Task requirements> Quote the records that follow in full, leaving the pictures out.

## BEGIN The records

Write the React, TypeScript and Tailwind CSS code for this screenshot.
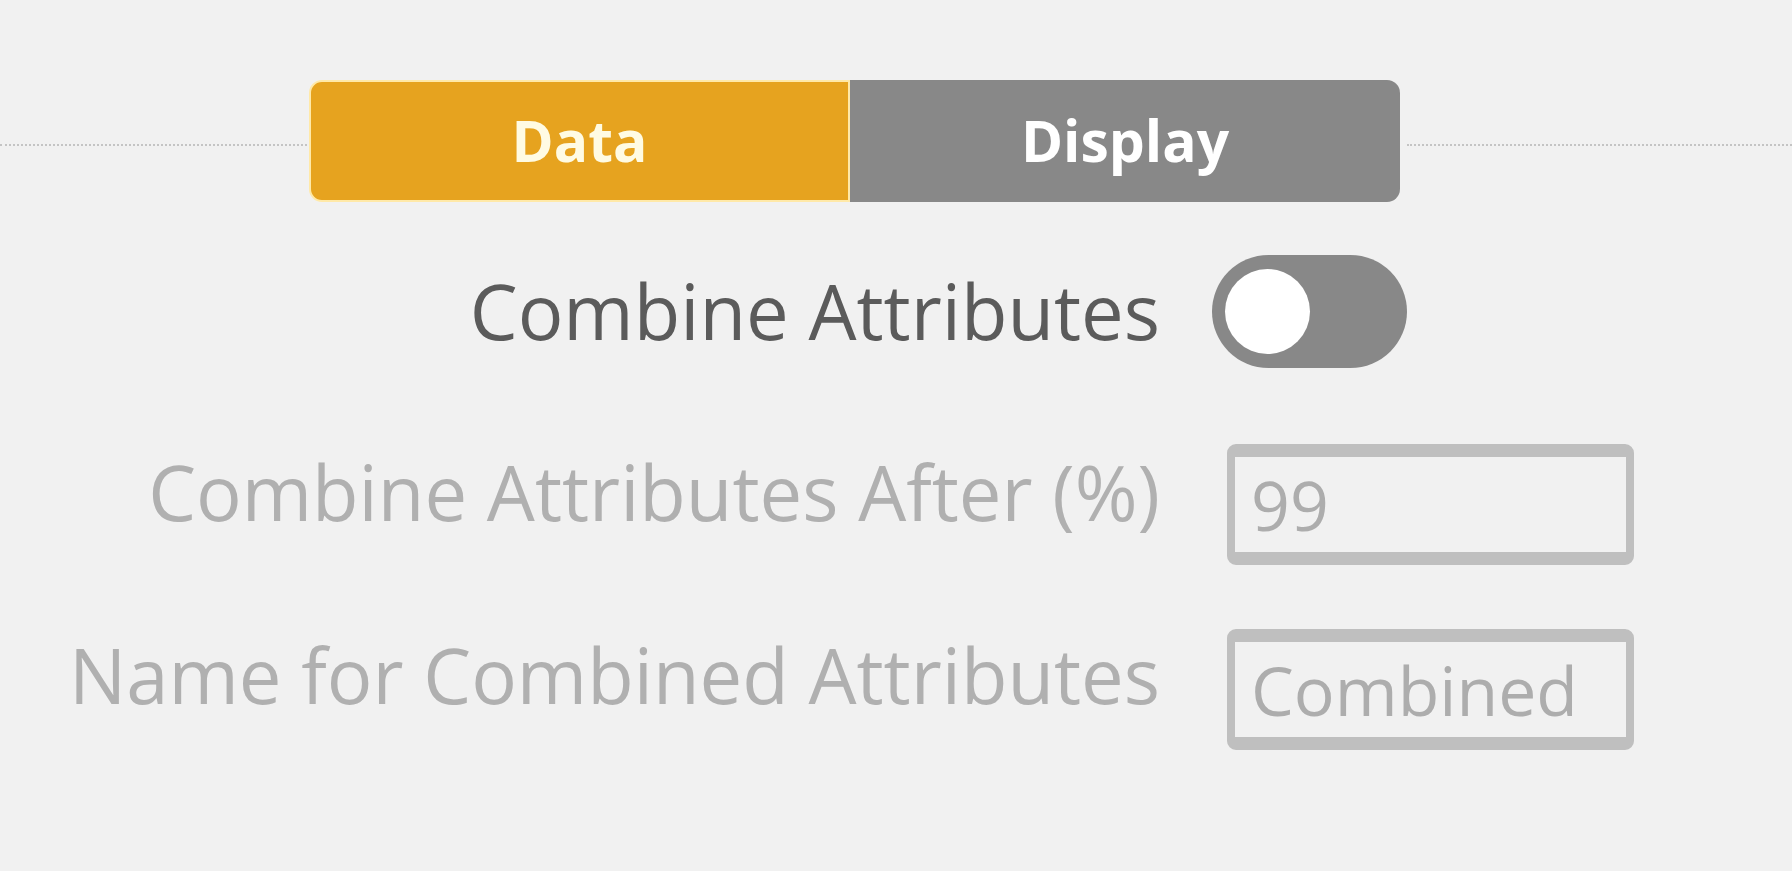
import React from "react";

function Field({ value, className }: { value: string; className?: string }) {
  return (
    <div
      className={
        "ml-[67px] w-[407px] h-[121px] border-x-[8px] border-y-[13px] border-[#bfbfbf] rounded-[9px] flex items-center pl-[16px] text-[68px] text-[#adadad] leading-none " +
        (className ?? "")
      }
    >
      <span>{value}</span>
    </div>
  );
}

export default function App() {
  return (
    <div className="w-full h-[871px] bg-[#f1f1f1] overflow-hidden pt-[80px] font-['Open_Sans',_'Noto_Sans',_sans-serif]">
      <div className="flex items-center h-[122px]">
        <div className="w-[307px] mt-[8px] border-t-2 border-dotted border-[#c4c4c4]" />
        <div className="ml-[2px] w-[1091px] h-full flex">
          <div className="w-[541px] h-full bg-[#e6a31f] border-2 border-[#ffe9a8] rounded-l-[13px] flex items-center justify-center text-[57px] font-bold text-[#fffbe3]">
            Data
          </div>
          <div className="flex-1 h-full bg-[#888888] rounded-r-[13px] flex items-center justify-center text-[57px] font-bold text-white">
            Display
          </div>
        </div>
        <div className="flex-1 ml-[7px] mt-[8px] border-t-2 border-dotted border-[#c4c4c4]" />
      </div>

      <div className="flex items-start mt-[53px]">
        <div className="w-[1160px] mt-[4px] text-right text-[76px] leading-[104px] text-[#5b5b5b]">
          Combine Attributes
        </div>
        <div className="ml-[52px] w-[195px] h-[113px] rounded-full bg-[#888888] flex items-center pl-[13px]">
          <div className="w-[85px] h-[85px] rounded-full bg-white" />
        </div>
      </div>

      <div className="flex items-start mt-[72px]">
        <div className="w-[1160px] text-right text-[76px] leading-[104px] text-[#b0b0b0]">
          Combine Attributes After (%)
        </div>
        <Field value="99" className="mt-[4px]" />
      </div>

      <div className="flex items-start mt-[58px]">
        <div className="w-[1160px] text-right text-[76px] leading-[104px] text-[#b0b0b0]">
          Name for Combined Attributes
        </div>
        <Field value="Combined" className="mt-[6px]" />
      </div>
    </div>
  );
}
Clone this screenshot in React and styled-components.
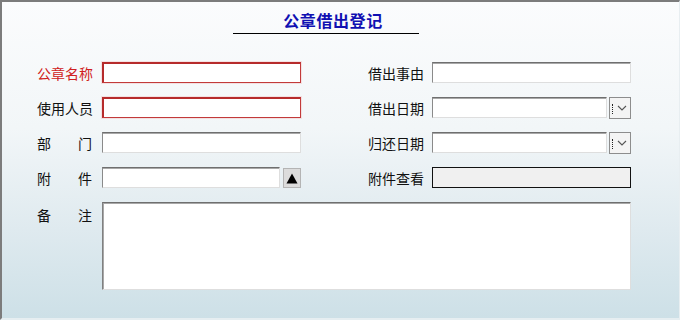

## END The records

Correct output>
Write the React, TypeScript and Tailwind CSS code for this screenshot.
import React from "react";

function Field({ value, className }: { value: string; className?: string }) {
  return (
    <div
      className={
        "ml-[67px] w-[407px] h-[121px] border-x-[8px] border-y-[13px] border-[#bfbfbf] rounded-[9px] flex items-center pl-[16px] text-[68px] text-[#adadad] leading-none " +
        (className ?? "")
      }
    >
      <span>{value}</span>
    </div>
  );
}

export default function App() {
  return (
    <div className="w-full h-[871px] bg-[#f1f1f1] overflow-hidden pt-[80px] font-['Open_Sans',_'Noto_Sans',_sans-serif]">
      <div className="flex items-center h-[122px]">
        <div className="w-[307px] mt-[8px] border-t-2 border-dotted border-[#c4c4c4]" />
        <div className="ml-[2px] w-[1091px] h-full flex">
          <div className="w-[541px] h-full bg-[#e6a31f] border-2 border-[#ffe9a8] rounded-l-[13px] flex items-center justify-center text-[57px] font-bold text-[#fffbe3]">
            Data
          </div>
          <div className="flex-1 h-full bg-[#888888] rounded-r-[13px] flex items-center justify-center text-[57px] font-bold text-white">
            Display
          </div>
        </div>
        <div className="flex-1 ml-[7px] mt-[8px] border-t-2 border-dotted border-[#c4c4c4]" />
      </div>

      <div className="flex items-start mt-[53px]">
        <div className="w-[1160px] mt-[4px] text-right text-[76px] leading-[104px] text-[#5b5b5b]">
          Combine Attributes
        </div>
        <div className="ml-[52px] w-[195px] h-[113px] rounded-full bg-[#888888] flex items-center pl-[13px]">
          <div className="w-[85px] h-[85px] rounded-full bg-white" />
        </div>
      </div>

      <div className="flex items-start mt-[72px]">
        <div className="w-[1160px] text-right text-[76px] leading-[104px] text-[#b0b0b0]">
          Combine Attributes After (%)
        </div>
        <Field value="99" className="mt-[4px]" />
      </div>

      <div className="flex items-start mt-[58px]">
        <div className="w-[1160px] text-right text-[76px] leading-[104px] text-[#b0b0b0]">
          Name for Combined Attributes
        </div>
        <Field value="Combined" className="mt-[6px]" />
      </div>
    </div>
  );
}
Clone this screenshot in React and styled-components.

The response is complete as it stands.